El balón lo extrañará. La pelota, esa esfera rebelde que tantas veces desafía la gravedad, ha perdido a uno de sus poetas silenciosos. No se sabe si en el Vaticano habrá canchas, pero estoy seguro de que Francisco supo lo que es gritar un gol desde el alma.

Su legado es más que palabras. Está en los corazones de quienes alguna vez se sintieron excluidos. Está en cada migrante al que se le extendió la mano, en cada comunidad indígena que se sintió escuchada, en cada creyente que volvió a mirar a la Iglesia con esperanza y no con miedo.

El Papa Francisco nos recordó que la fe sin amor es un cascarón vacío. Que la Iglesia, si no camina con el pueblo, se convierte en museo. Que el Evangelio no es para adornar discursos, sino para incomodar a los cómodos y consolar a los que duelen.
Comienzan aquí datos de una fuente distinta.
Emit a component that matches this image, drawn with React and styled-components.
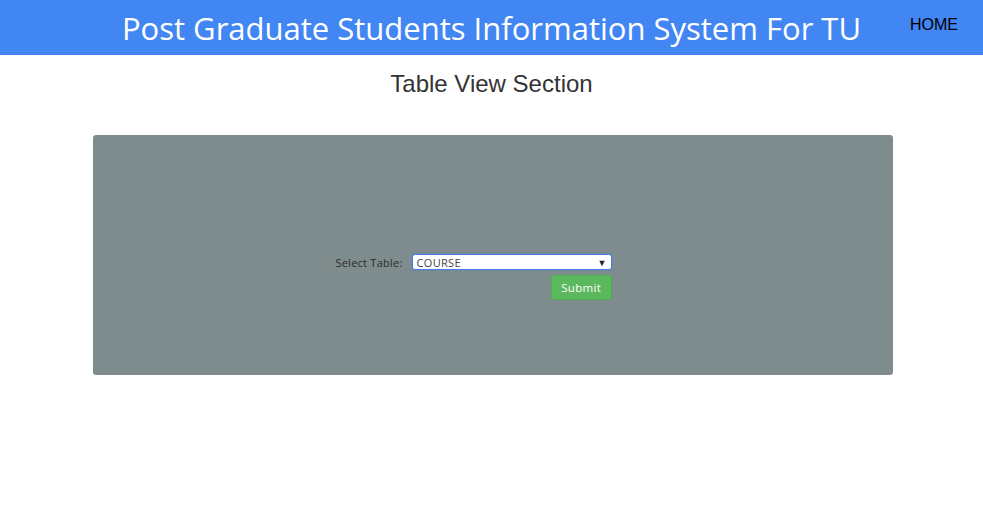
import React from "react";
import styled, { createGlobalStyle } from "styled-components";

const Global = createGlobalStyle`
  html, body { margin: 0; padding: 0; background: #fff; }
  body { font-family: "Liberation Sans", Arial, sans-serif; }
  * { box-sizing: border-box; }
`;

const Header = styled.header`
  height: 55px;
  background: #4286f4;
  display: grid;
  grid-template-columns: 1fr auto 1fr;
  align-items: center;
`;

const Title = styled.h1`
  grid-column: 2;
  margin: 0;
  font-family: "Open Sans", "Noto Sans", sans-serif;
  font-weight: 400;
  font-size: 31px;
  color: #fff;
  white-space: nowrap;
  padding-top: 1px;
`;

const NavLink = styled.a`
  grid-column: 3;
  justify-self: end;
  align-self: start;
  margin-top: 16px;
  margin-right: 25px;
  font-family: "Liberation Sans", Arial, sans-serif;
  font-size: 16px;
  color: #000;
  text-decoration: none;
`;

const SectionTitle = styled.h2`
  margin: 15px 0 0;
  text-align: center;
  font-family: "Liberation Sans", Arial, sans-serif;
  font-weight: 400;
  font-size: 24px;
  line-height: 28px;
  color: #333;
`;

const Panel = styled.div`
  width: 800px;
  height: 240px;
  margin: 37px auto 0;
  transform: translateX(1px);
  background: #7f8c8d;
  border-radius: 3px;
  display: flex;
  justify-content: center;
  padding: 119px 38px 0 0;
`;

const Form = styled.form`
  display: grid;
  grid-template-columns: auto 200px;
  column-gap: 9px;
  row-gap: 5px;
  align-items: center;
  align-self: start;
  font-family: "Open Sans", "Noto Sans", sans-serif;
`;

const Label = styled.label`
  font-size: 11px;
  letter-spacing: 0.25px;
  color: #2b2b2b;
`;

const Select = styled.div`
  height: 16px;
  background: #fff;
  border: 1px solid #4a7fe0;
  border-radius: 3px;
  box-shadow: 0 0 0 1px rgba(74, 127, 224, 0.35);
  display: flex;
  align-items: center;
  justify-content: space-between;
  padding: 0 4px 0 4px;
  font-size: 11px;
  letter-spacing: 0.3px;
  color: #444;
`;

const Arrow = styled.span`
  font-size: 9px;
  color: #222;
`;

const Submit = styled.button`
  grid-column: 2;
  justify-self: end;
  width: 61px;
  height: 25px;
  background: #5cb85c;
  border: 1px solid #4cae4c;
  border-radius: 2px;
  color: #fff;
  font-family: "Open Sans", "Noto Sans", sans-serif;
  font-size: 11.5px;
  letter-spacing: 0.3px;
  padding: 0;
`;

export default function App() {
  return (
    <>
      <Global />
      <Header>
        <Title>Post Graduate Students Information System For TU</Title>
        <NavLink href="#">HOME</NavLink>
      </Header>
      <SectionTitle>Table View Section</SectionTitle>
      <Panel>
        <Form onSubmit={(e) => e.preventDefault()}>
          <Label>Select Table:</Label>
          <Select>
            <span>COURSE</span>
            <Arrow>▼</Arrow>
          </Select>
          <Submit type="submit">Submit</Submit>
        </Form>
      </Panel>
    </>
  );
}
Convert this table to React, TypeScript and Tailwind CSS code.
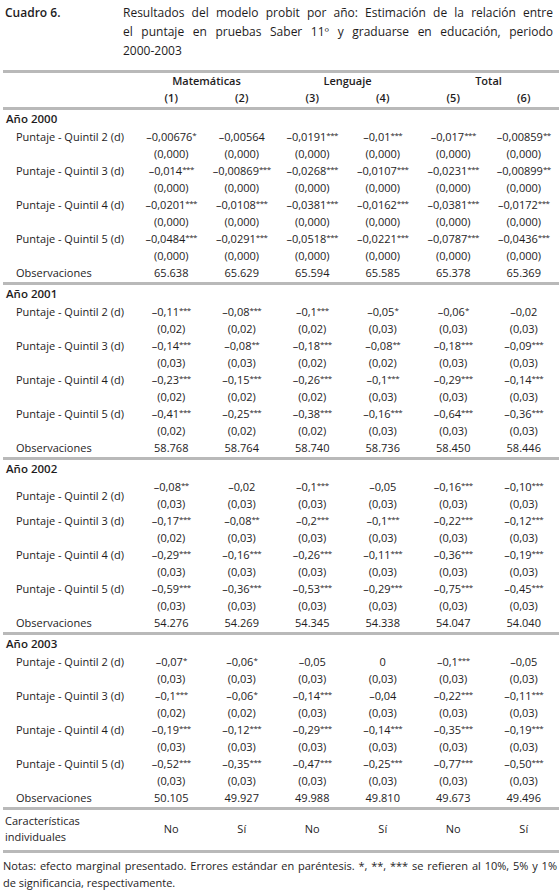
import React from "react";

type Row = { label: string; c: string[]; s: string[]; center?: boolean };
type Section = { year: string; rows: Row[]; obs: string[] };

const z = (v: string) => [v, v, v, v, v, v];

const sections: Section[] = [
  {
    year: "Año 2000",
    rows: [
      { label: "Puntaje - Quintil 2 (d)", c: ["–0,00676*", "–0,00564", "–0,0191***", "–0,01***", "–0,017***", "–0,00859**"], s: z("(0,000)") },
      { label: "Puntaje - Quintil 3 (d)", c: ["–0,014***", "–0,00869***", "–0,0268***", "–0,0107***", "–0,0231***", "–0,00899**"], s: z("(0,000)") },
      { label: "Puntaje - Quintil 4 (d)", c: ["–0,0201***", "–0,0108***", "–0,0381***", "–0,0162***", "–0,0381***", "–0,0172***"], s: z("(0,000)") },
      { label: "Puntaje - Quintil 5 (d)", c: ["–0,0484***", "–0,0291***", "–0,0518***", "–0,0221***", "–0,0787***", "–0,0436***"], s: z("(0,000)") },
    ],
    obs: ["65.638", "65.629", "65.594", "65.585", "65.378", "65.369"],
  },
  {
    year: "Año 2001",
    rows: [
      { label: "Puntaje - Quintil 2 (d)", c: ["–0,11***", "–0,08***", "–0,1***", "–0,05*", "–0,06*", "–0,02"], s: ["(0,02)", "(0,02)", "(0,02)", "(0,03)", "(0,03)", "(0,03)"] },
      { label: "Puntaje - Quintil 3 (d)", c: ["–0,14***", "–0,08**", "–0,18***", "–0,08**", "–0,18***", "–0,09***"], s: ["(0,03)", "(0,03)", "(0,02)", "(0,02)", "(0,03)", "(0,03)"] },
      { label: "Puntaje - Quintil 4 (d)", c: ["–0,23***", "–0,15***", "–0,26***", "–0,1***", "–0,29***", "–0,14***"], s: ["(0,02)", "(0,02)", "(0,02)", "(0,03)", "(0,03)", "(0,03)"] },
      { label: "Puntaje - Quintil 5 (d)", c: ["–0,41***", "–0,25***", "–0,38***", "–0,16***", "–0,64***", "–0,36***"], s: ["(0,02)", "(0,02)", "(0,02)", "(0,03)", "(0,03)", "(0,03)"] },
    ],
    obs: ["58.768", "58.764", "58.740", "58.736", "58.450", "58.446"],
  },
  {
    year: "Año 2002",
    rows: [
      { label: "Puntaje - Quintil 2 (d)", c: ["–0,08**", "–0,02", "–0,1***", "–0,05", "–0,16***", "–0,10***"], s: z("(0,03)"), center: true },
      { label: "Puntaje - Quintil 3 (d)", c: ["–0,17***", "–0,08**", "–0,2***", "–0,1***", "–0,22***", "–0,12***"], s: ["(0,02)", "(0,03)", "(0,03)", "(0,03)", "(0,03)", "(0,03)"] },
      { label: "Puntaje - Quintil 4 (d)", c: ["–0,29***", "–0,16***", "–0,26***", "–0,11***", "–0,36***", "–0,19***"], s: z("(0,03)") },
      { label: "Puntaje - Quintil 5 (d)", c: ["–0,59***", "–0,36***", "–0,53***", "–0,29***", "–0,75***", "–0,45***"], s: z("(0,03)") },
    ],
    obs: ["54.276", "54.269", "54.345", "54.338", "54.047", "54.040"],
  },
  {
    year: "Año 2003",
    rows: [
      { label: "Puntaje - Quintil 2 (d)", c: ["–0,07*", "–0,06*", "–0,05", "0", "–0,1***", "–0,05"], s: z("(0,03)") },
      { label: "Puntaje - Quintil 3 (d)", c: ["–0,1***", "–0,06*", "–0,14***", "–0,04", "–0,22***", "–0,11***"], s: ["(0,02)", "(0,02)", "(0,03)", "(0,03)", "(0,03)", "(0,03)"] },
      { label: "Puntaje - Quintil 4 (d)", c: ["–0,19***", "–0,12***", "–0,29***", "–0,14***", "–0,35***", "–0,19***"], s: z("(0,03)") },
      { label: "Puntaje - Quintil 5 (d)", c: ["–0,52***", "–0,35***", "–0,47***", "–0,25***", "–0,77***", "–0,50***"], s: z("(0,03)") },
    ],
    obs: ["50.105", "49.927", "49.988", "49.810", "49.673", "49.496"],
  },
];

function Val({ v }: { v: string }) {
  const m = v.match(/^(.*?)(\**)$/);
  const num = m ? m[1] : v;
  const stars = m ? m[2] : "";
  return (
    <span>
      {num}
      {stars && <sup className="text-[8px] top-[-3px] tracking-[-0.5px]">{stars}</sup>}
    </span>
  );
}

const Rule = () => <div className="h-[3px] bg-[#b9b9b9]" />;

const gridCls = "grid grid-cols-[133px_repeat(6,minmax(0,1fr))] auto-rows-[17px] items-center";

function SectionBlock({ sec }: { sec: Section }) {
  return (
    <div>
      <div className="h-[19px] leading-[17px] pl-[3px] text-[11.5px] font-semibold">{sec.year}</div>
      <div className={gridCls}>
        {sec.rows.map((r, i) => (
          <React.Fragment key={i}>
            <div className={"pl-[13px] text-[11px] " + (r.center ? "row-span-2" : "")}>{r.label}</div>
            {r.c.map((v, j) => (
              <div key={"c" + j} className="text-center">
                <Val v={v} />
              </div>
            ))}
            {!r.center && <div />}
            {r.s.map((v, j) => (
              <div key={"s" + j} className="text-center">
                {v}
              </div>
            ))}
          </React.Fragment>
        ))}
        <div className="pl-[13px] text-[11px]">Observaciones</div>
        {sec.obs.map((v, j) => (
          <div key={"o" + j} className="text-center">
            {v}
          </div>
        ))}
      </div>
    </div>
  );
}

export default function App() {
  return (
    <div
      className="w-[559px] h-[891px] bg-white text-[#1e1c1d] text-[11px] overflow-hidden"
      style={{ fontFamily: '"Open Sans", "Noto Sans", sans-serif' }}
    >
      <div className="flex pt-[3px] leading-[19px] text-[12px]">
        <div className="w-[123px] pl-[5px] font-semibold">Cuadro 6.</div>
        <div className="w-[430px] text-justify">
          <div className="[text-align-last:justify]">Resultados del modelo probit por año: Estimación de la relación entre</div>
          <div className="[text-align-last:justify]">el puntaje en pruebas Saber 11º y graduarse en educación, periodo</div>
          <div>2000-2003</div>
        </div>
      </div>

      <div className="pl-[3px] mt-[10px]">
        <Rule />
        <div className="grid grid-cols-[133px_repeat(6,minmax(0,1fr))] font-semibold text-[11px]">
          <div className="h-[16px]" />
          <div className="col-span-2 text-center leading-[16px]">Matemáticas</div>
          <div className="col-span-2 text-center leading-[16px]">Lenguaje</div>
          <div className="col-span-2 text-center leading-[16px]">Total</div>
          <div className="h-[18px]" />
          {["(1)", "(2)", "(3)", "(4)", "(5)", "(6)"].map((h) => (
            <div key={h} className="text-center leading-[18px]">
              {h}
            </div>
          ))}
        </div>
        <Rule />
        {sections.map((sec, i) => (
          <React.Fragment key={i}>
            <SectionBlock sec={sec} />
            <Rule />
          </React.Fragment>
        ))}
        <div className="grid grid-cols-[133px_repeat(6,minmax(0,1fr))] items-center pt-[3px] pb-[5px]">
          <div className="pl-[2px] leading-[16px]">
            Características
            <br />
            individuales
          </div>
          {["No", "Sí", "No", "Sí", "No", "Sí"].map((v, j) => (
            <div key={j} className="text-center">
              {v}
            </div>
          ))}
        </div>
        <Rule />
      </div>

      <div className="pl-[3px] pr-[2px] mt-[4px] leading-[17px] text-[11px]">
        <div className="text-justify [text-align-last:justify]">
          Notas: efecto marginal presentado. Errores estándar en paréntesis. *, **, *** se refieren al 10%, 5% y 1%
        </div>
        <div>de significancia, respectivamente.</div>
      </div>
    </div>
  );
}
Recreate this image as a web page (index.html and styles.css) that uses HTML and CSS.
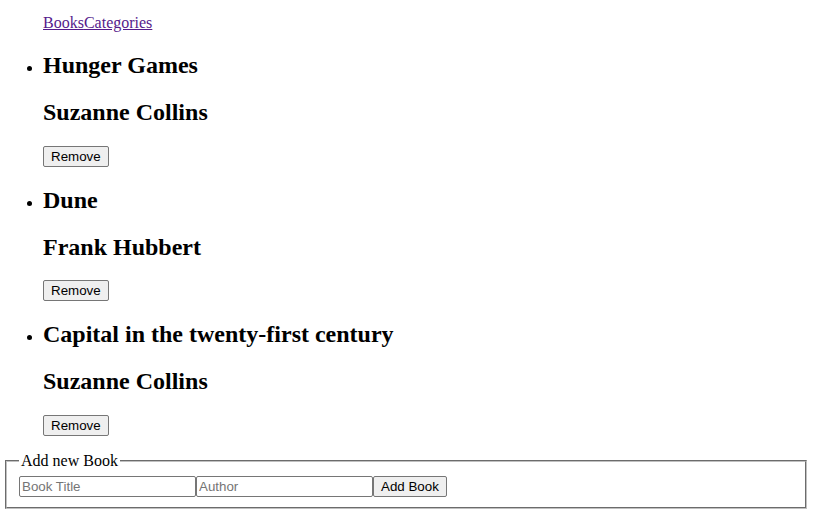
FILE: index.html
```html
<!DOCTYPE html>
<html>
<head>
<meta charset="utf-8">
<link rel="stylesheet" href="styles.css">
</head>
<body>
<nav class="nav">
  <ul class="nav-list">
    <li class="nav-item"><a class="nav-link" href="#">Books</a><a class="nav-link" href="#">Categories</a></li>
  </ul>
</nav>
<ul class="books">
  <li class="book">
    <h2 class="book-title">Hunger Games</h2>
    <h2 class="book-author">Suzanne Collins</h2>
    <button class="btn" type="button">Remove</button>
  </li>
  <li class="book">
    <h2 class="book-title">Dune</h2>
    <h2 class="book-author">Frank Hubbert</h2>
    <button class="btn" type="button">Remove</button>
  </li>
  <li class="book">
    <h2 class="book-title">Capital in the twenty-first century</h2>
    <h2 class="book-author">Suzanne Collins</h2>
    <button class="btn" type="button">Remove</button>
  </li>
</ul>
<form class="add-form">
  <fieldset class="add-fieldset">
    <legend class="add-legend">Add new Book</legend>
    <input class="field" type="text" placeholder="Book Title"><input class="field" type="text" placeholder="Author"><button class="btn" type="button">Add Book</button>
  </fieldset>
</form>
</body>
</html>
```
FILE: styles.css
```css
html, body {
  background: #fff;
}
body {
  margin: 0 3px;
  font-family: "Liberation Serif", "Times New Roman", serif;
  font-size: 16px;
  color: #000;
}
.nav-list {
  margin: 14px 0 0;
  padding-left: 40px;
  list-style: none;
}
.nav-link {
  color: #551a8b;
  text-decoration: underline;
}
.books {
  margin: 16px 0;
  padding-left: 40px;
  list-style: disc;
}
.book-title, .book-author {
  font-size: 24px;
  font-weight: bold;
  margin: 19.92px 0;
}
.btn {
  font-family: "Liberation Sans", Arial, sans-serif;
  font-size: 13.333px;
  line-height: 15px;
  color: #000;
  background: #efefef;
  border: 1px solid #767676;
  border-radius: 2px;
  padding: 2px 7px;
  margin: 0;
}
.add-form {
  margin: 0;
}
.add-fieldset {
  margin: 0 5px 0 2px;
  padding: 5.6px 12px 10px;
  border: 2px groove #c0c0c0;
}
.add-legend {
  padding: 0 2px;
}
.field {
  font-family: "Liberation Sans", Arial, sans-serif;
  font-size: 13.333px;
  line-height: 15px;
  padding: 2px 2px;
  border: 1px solid #767676;
  border-radius: 2px;
  margin: 0;
  width: 171px;
}
.field::placeholder {
  color: #757575;
}
```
Francisco será recordado como el Papa de los gestos pequeños, de las palabras enormes, del corazón abierto. No hizo milagros, pero hizo lo más difícil: cambiar el alma de una institución milenaria con solo mirar a los ojos de los pobres y decirles: “ustedes son el centro”. Y en tiempos donde el cinismo dentro de la política y en todos los medios cotiza alto, eso es ya un milagro.